23. The Ministers confirmed that they had checked all documents identified by these searches, to confirm whether they were relevant to the request. They submitted that all the documents falling within the scope of the request had been provided to Company X.

24. ZWS is a company limited by guarantee. For a period of slightly less than a year (1 July 2014 to 27 May 2015, both dates inclusive), it was wholly owned by the Ministers. During that period, which happens to have coincided with the making of Company X' information request and requirement for review, it would appear to have been a Scottish public authority for the purposes of the EIRs (definition (b) of "Scottish public authority" in regulation 2(1) of the EIRs includes a publicly owned company as defined in section 6 of FOISA).

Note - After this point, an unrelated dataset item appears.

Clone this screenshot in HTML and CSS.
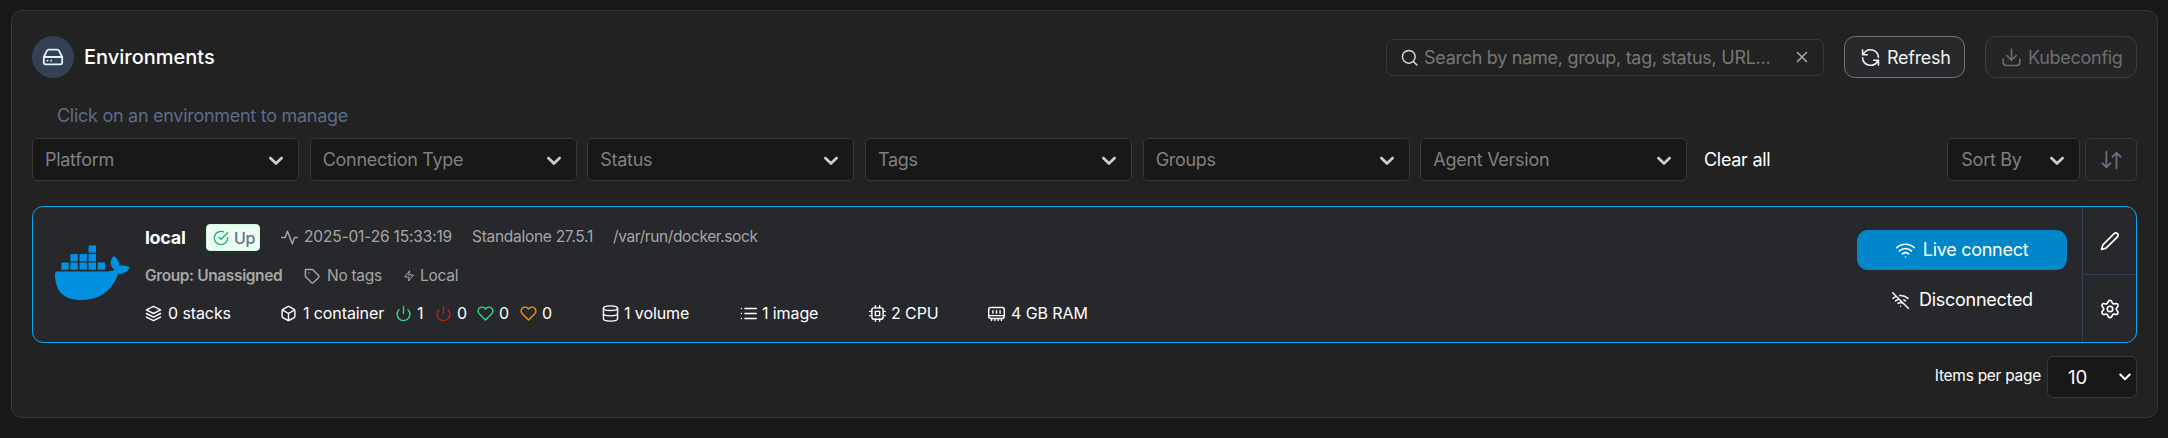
FILE: index.html
```html
<!DOCTYPE html>
<html lang="en">
<head>
<meta charset="utf-8">
<title>Environments</title>
<link rel="stylesheet" href="styles.css">
</head>
<body>
<svg class="defs" width="0" height="0" aria-hidden="true">
  <symbol id="chev" viewBox="0 0 20 20"><path fill="currentColor" d="M4.516 7.548c.436-.446 1.043-.481 1.576 0L10 11.295l3.908-3.747c.533-.481 1.141-.446 1.574 0 .436.445.408 1.197 0 1.615-.406.418-4.695 4.502-4.695 4.502a1.095 1.095 0 0 1-1.576 0S4.924 9.581 4.516 9.163s-.436-1.17 0-1.615z"/></symbol>
  <symbol id="power" viewBox="0 0 24 24"><path d="M18.36 6.64a9 9 0 1 1-12.73 0M12 2v10"/></symbol>
  <symbol id="heart" viewBox="0 0 24 24"><path d="M20.84 4.61a5.5 5.5 0 0 0-7.78 0L12 5.67l-1.06-1.06a5.5 5.5 0 0 0-7.78 7.78L12 21.23l8.84-8.84a5.5 5.5 0 0 0 0-7.78z"/></symbol>
</svg>
<main class="panel">
  <header class="head">
    <span class="badge"><svg class="i i22" viewBox="0 0 24 24"><path d="M22 12H2M5.45 5.11 2 12v6a2 2 0 0 0 2 2h16a2 2 0 0 0 2-2v-6l-3.45-6.89A2 2 0 0 0 16.76 4H7.24a2 2 0 0 0-1.79 1.11zM6 16h.01M10 16h.01"/></svg></span>
    <h1 class="title">Environments</h1>
    <div class="search">
      <svg class="i i17" viewBox="0 0 24 24"><circle cx="11" cy="11" r="9"/><path d="m22.500 22.500-5-5"/></svg>
      <span class="search-text">Search by name, group, tag, status, URL...</span>
      <svg class="i i18 clear-x" viewBox="0 0 24 24"><path d="M18 6 6 18M6 6l12 12"/></svg>
    </div>
    <button class="btn refresh"><svg class="i i19" viewBox="0 0 24 24"><path d="M2 2.5v6h6M22 21.500v-6h-6M22 11.500A10 10 0 0 0 3.200 7.500L2 8.500M2 12.500a10 10 0 0 0 18.800 4L22 15.500"/></svg><span>Refresh</span></button>
    <button class="btn kube"><svg class="i i19" viewBox="0 0 24 24"><path d="M1.500 14v4a4 4 0 0 0 4 4h13a4 4 0 0 0 4-4v-4M6 9.500l6 6 6-6M12 15.500V1.500"/></svg><span>Kubeconfig</span></button>
  </header>
  <p class="hint">Click on an environment to manage</p>
  <div class="filters">
    <div class="select">Platform<svg class="chev"><use href="#chev"/></svg></div>
    <div class="select">Connection Type<svg class="chev"><use href="#chev"/></svg></div>
    <div class="select">Status<svg class="chev"><use href="#chev"/></svg></div>
    <div class="select">Tags<svg class="chev"><use href="#chev"/></svg></div>
    <div class="select">Groups<svg class="chev"><use href="#chev"/></svg></div>
    <div class="select">Agent Version<svg class="chev"><use href="#chev"/></svg></div>
    <span class="clear">Clear all</span>
    <div class="select sort">Sort By<svg class="chev"><use href="#chev"/></svg></div>
    <div class="order"><svg class="i i22" viewBox="0 0 24 24"><path d="M7 3v17M2.500 15.500 7 20l4.500-4.500M18 21V4M13.500 8.500 18 4l4.500 4.500"/></svg></div>
  </div>
  <section class="card">
    <div class="logo"><svg class="whale" viewBox="0 0 75 55"><path d="M0 29Q0 26.500 2.500 26.500H52C55.500 26.500 58 25.800 59.500 24.800 54.500 20.500 54.600 15 58.800 11 62.500 13.500 64.500 17 64.300 20.800 67.500 20 71.500 20.300 74.500 22.200 73 26.500 69 29 63.300 28.800 56.500 46 45.500 55 26 55 7.500 55 0 45 0 29Z"/><path d="M6.300 17.500h7.400v7.200H6.300zM15.400 17.500h7.400v7.200h-7.400zM24.500 17.500h7.400v7.200h-7.400zM33.600 17.500H41v7.200h-7.400zM42.700 17.500h7.400v7.200h-7.400zM15.400 9h7.400v7.200h-7.400zM24.500 9h7.400v7.200h-7.400zM33.600 9H41v7.200h-7.400zM33.600.500H41v7.200h-7.400z"/></svg></div>
    <div class="info">
      <div class="row r1">
        <b class="name">local</b>
        <span class="up"><svg class="i i16" viewBox="0 0 24 24"><path d="M22 11.080V12a10 10 0 1 1-5.930-9.140M22 4 12 14.010l-3-3"/></svg>Up</span>
        <svg class="i i17" viewBox="0 0 24 24"><path d="M23 12h-4l-3 9L9 3l-3 9H1"/></svg>
        <span class="date">2025-01-26 15:33:19</span><span>Standalone 27.5.1</span><span class="sock">/var/run/docker.sock</span>
      </div>
      <div class="row r2">
        <b class="group">Group: Unassigned</b>
        <svg class="i i17" viewBox="0 0 24 24"><path d="m20.590 13.410-7.170 7.170a2 2 0 0 1-2.830 0L2 12V2h10l8.590 8.590a2 2 0 0 1 0 2.820zM7 7h.01"/></svg>
        <span>No tags</span>
        <svg class="i i12" viewBox="0 0 24 24"><path d="M13 2 3 14h9l-1 8 10-12h-9z"/></svg>
        <span>Local</span>
      </div>
      <div class="row r3">
        <svg class="i i17" viewBox="0 0 24 24"><path d="M12 2 2 7l10 5 10-5zM2 17l10 5 10-5M2 12l10 5 10-5"/></svg><span>0 stacks</span>
        <svg class="i i17" viewBox="0 0 24 24"><path d="M21 16V8a2 2 0 0 0-1-1.730l-7-4a2 2 0 0 0-2 0l-7 4A2 2 0 0 0 3 8v8a2 2 0 0 0 1 1.730l7 4a2 2 0 0 0 2 0l7-4A2 2 0 0 0 21 16zM3.270 6.960 12 12.010l8.730-5.050M12 22.080V12"/></svg><span>1 container</span>
        <svg class="i i17 green"><use href="#power"/></svg><span>1</span>
        <svg class="i i17 red"><use href="#power"/></svg><span>0</span>
        <svg class="i i17 green"><use href="#heart"/></svg><span>0</span>
        <svg class="i i17 orange"><use href="#heart"/></svg><span>0</span>
        <svg class="i i17" viewBox="0 0 24 24"><ellipse cx="12" cy="4.500" rx="10" ry="3.300"/><path d="M22 12c0 1.800-4.500 3.300-10 3.300S2 13.800 2 12M2 4.500v15c0 1.800 4.500 3.300 10 3.300s10-1.500 10-3.300v-15"/></svg><span>1 volume</span>
        <svg class="i i17" viewBox="0 0 24 24"><path d="M7 5h16M7 12h16M7 19h16M2 5h.01M2 12h.01M2 19h.01"/></svg><span>1 image</span>
        <svg class="i i17" viewBox="0 0 24 24"><rect x="4" y="4" width="16" height="16" rx="3"/><path d="M9 9h6v6H9zM9 1v3M15 1v3M9 20v3M15 20v3M20 9h3M20 15h3M1 9h3M1 15h3"/></svg><span>2 CPU</span>
        <svg class="i i17" viewBox="0 0 24 24"><rect x="1" y="3.500" width="22" height="15.500" rx="3"/><path d="M1.500 15h21M7 8v3.500M12 8v3.500M17 8v3.500M5 19v3M9.700 19v3M14.300 19v3M19 19v3"/></svg><span>4 GB RAM</span>
      </div>
    </div>
    <div class="connect">
      <button class="live"><svg class="i i19" viewBox="0 0 24 24"><path d="M1 8.500a16 16 0 0 1 22 0M4.500 12.500a11 11 0 0 1 15 0M8.200 16.300a6 6 0 0 1 7.600 0M12 20.300h.01"/></svg><span>Live connect</span></button>
      <div class="disc"><svg class="i i17" viewBox="0 0 24 24"><path d="m1 1 22 22M16.720 11.060A10.940 10.940 0 0 1 19 12.550M5 12.550a10.940 10.940 0 0 1 5.170-2.390M10.710 5.050A16 16 0 0 1 22.580 9M1.420 9a15.910 15.910 0 0 1 4.700-2.880M8.530 16.110a6 6 0 0 1 6.950 0M12 20h.01"/></svg><span>Disconnected</span></div>
    </div>
    <div class="actions">
      <div class="act"><svg class="i i20" viewBox="0 0 24 24"><path d="M17 3.200a2.700 2.700 0 0 1 3.900 3.800L7.300 20.500 1.800 22.200l1.600-5.500z"/></svg></div>
      <div class="act"><svg class="i i20" viewBox="0 0 24 24"><circle cx="12" cy="12" r="3.300"/><path d="M9.700 3.300a2.400 2.400 0 0 1 4.600 0l.4 1.200a2 2 0 0 0 2.500 1.300l1.500-.3a2.400 2.400 0 0 1 2.400 3.900l-1 1.200a2 2 0 0 0 0 2.800l1 1.200a2.400 2.400 0 0 1-2.400 3.900l-1.500-.3a2 2 0 0 0-2.500 1.300l-.4 1.200a2.400 2.400 0 0 1-4.600 0l-.4-1.200a2 2 0 0 0-2.500-1.300l-1.500.3a2.400 2.400 0 0 1-2.400-3.900l1-1.200a2 2 0 0 0 0-2.800l-1-1.200a2.400 2.400 0 0 1 2.400-3.900l1.500.3a2 2 0 0 0 2.500-1.300z"/></svg></div>
    </div>
  </section>
  <footer class="foot">
    <span>Items per page</span>
    <div class="count"><span>10</span><svg class="i i12" viewBox="0 0 12 12"><path d="m1.300 3.500 4.700 4.700 4.700-4.700"/></svg></div>
  </footer>
</main>
</body>
</html>
```
FILE: styles.css
```css
* { box-sizing: border-box; }
body { margin: 0; padding: 10px 10px 0 11px; height: 438px; overflow: hidden; background: #181818; color: #fff; font-family: Inter, "Liberation Sans", sans-serif; font-size: 18px; letter-spacing: -0.28px; line-height: 24px; white-space: nowrap; }
button { font: inherit; letter-spacing: inherit; padding: 0; }
.defs { display: block; }
.panel { height: 408px; border: 1px solid #383838; border-radius: 11px; background: #222; padding: 25px 20px 0 20px; }
.i { flex: none; display: block; fill: none; stroke: currentColor; stroke-width: 2; stroke-linecap: round; stroke-linejoin: round; }
.i12 { width: 12px; height: 12px; }
.i16 { width: 16px; height: 16px; }
.i17 { width: 17px; height: 17px; }
.i18 { width: 18px; height: 18px; }
.i19 { width: 19px; height: 19px; }
.i20 { width: 20px; height: 20px; }
.i22 { width: 22px; height: 22px; }
.head { display: flex; align-items: center; height: 42px; }
.badge { width: 42px; height: 42px; border-radius: 50%; background: #344054; color: #e0f2fe; display: flex; align-items: center; justify-content: center; }
.title { margin: 0 0 0 10px; font-size: 20px; font-weight: 500; letter-spacing: 0; }
.search { margin-left: auto; width: 438px; height: 37px; border: 1px solid #383838; border-radius: 7px; display: flex; align-items: center; padding: 0 12px 0 14px; color: #ddd; }
.search-text { margin-left: 6px; padding-top: 2px; color: #777; }
.clear-x { margin-left: auto; color: #aaa; }
.btn { height: 42px; border-radius: 11px; display: flex; align-items: center; gap: 7px; }
.btn span { padding-top: 2px; }
.refresh { width: 121px; margin-left: 20px; padding-left: 16px; color: #f2f2f2; background: #27292d; border: 1px solid #7b716d; }
.kube { width: 152px; margin-left: 20px; padding-left: 16px; color: #6d6d6d; background: #242527; border: 1px solid #403e3d; }
.hint { margin: 26px 0 10px 25px; color: #5d6b8a; }
.filters { display: flex; height: 43px; gap: 10.67px; }
.select { flex: none; width: 267px; height: 43px; border: 1px solid #383838; border-radius: 5px; background: #181818; color: #808080; display: flex; align-items: center; justify-content: space-between; padding: 0 10px 0 12px; }
.chev { width: 24px; height: 24px; margin-top: 1px; color: #ccc; }
.clear { margin-left: 6px; line-height: 43px; }
.sort { width: 133px; margin-left: auto; padding-left: 13px; }
.order { width: 52px; margin-left: -6px; border: 1px solid #383838; border-radius: 5px; color: #667085; display: flex; align-items: center; justify-content: center; }
.card { margin-top: 25px; height: 137px; border: 1px solid #0ba5ec; border-radius: 11px; background: #27282c; display: flex; overflow: hidden; }
.logo { width: 112px; padding: 38px 0 0 22px; }
.whale { display: block; width: 75px; height: 55px; fill: #0091e2; }
.info { flex: 1; padding-top: 16px; font-size: 15.5px; color: #a6a6a6; }
.row { display: grid; align-items: center; justify-content: start; }
.row span { padding-bottom: 1px; }
.r1 { height: 29px; grid-template-columns: 61px 75px 23px 168px 141px auto; }
.date { letter-spacing: -0.16px; }
.sock { letter-spacing: -0.4px; }
.r2 { height: 48px; grid-template-columns: 159px 23px 76px 17px auto; }
.r3 { height: 26px; color: #fff; font-size: 16px; letter-spacing: -0.1px; grid-template-columns: 23px 112px 23px 92px 22px 18px 22px 20px 22px 21px 22px 60px 22px 116px 22px 107px 22px 97px 23px auto; }
.name { color: #fff; font-size: 18px; font-weight: 700; }
.row .up { width: 54px; height: 27px; border: 1px solid #d1fadf; border-radius: 4px; background: #ecfdf3; color: #667085; font-size: 16px; font-weight: 500; display: flex; align-items: center; gap: 5px; padding: 0 0 0 6px; }
.up .i { color: #12b76a; }
.group { font-weight: 600; letter-spacing: -0.38px; }
.green { color: #32d583; }
.red { color: #b42318; }
.orange { color: #f79009; }
.connect { width: 225px; padding-top: 23px; }
.live { width: 210px; height: 40px; border: 0; border-radius: 11px; background: #0086c9; color: #fff; display: flex; align-items: center; justify-content: center; gap: 8px; }
.disc { width: 210px; margin-top: 18px; display: flex; align-items: center; padding-left: 35px; gap: 10px; }
.actions { width: 54px; border-left: 1px solid #344054; }
.act { height: 67px; display: flex; align-items: center; justify-content: center; }
.act + .act { height: 68px; border-top: 1px solid #344054; }
.foot { margin-top: 13px; display: flex; justify-content: flex-end; align-items: center; gap: 6px; height: 42px; font-size: 15.5px; }
.foot > span { padding-bottom: 2px; }
.count { width: 90px; height: 42px; border: 1px solid #383838; border-radius: 6px; background: #181818; display: flex; align-items: center; justify-content: space-between; padding: 0 5px 0 20px; font-size: 18.67px; letter-spacing: 0; }
.count span { padding-top: 1px; }
```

25. Company X did not ask ZWS for the information, so the Commissioner is not required to reach a conclusion on whether it was, at the relevant time, a Scottish public authority for the purposes of EIRs (but see her consideration of the Ministers' provision of advice and assistance in this connection, below). The only way in which information held by ZWS could be relevant to the present investigation would be if it were held on behalf of the Ministers.

26. Company X suggested that this should be considered a possibility, noting that ZWS was (at the time) both wholly owned and fully funded by the Ministers. Company X also suggested that information might have been held by the Ministers on behalf of ZWS, in which case this should still have been considered held by the Ministers. While it is not entirely clear how the latter possibility could have arisen in the circumstances (the Ministers' submissions at all stages appearing to relate to any relevant information in their possession), the Commissioner will consider both points below.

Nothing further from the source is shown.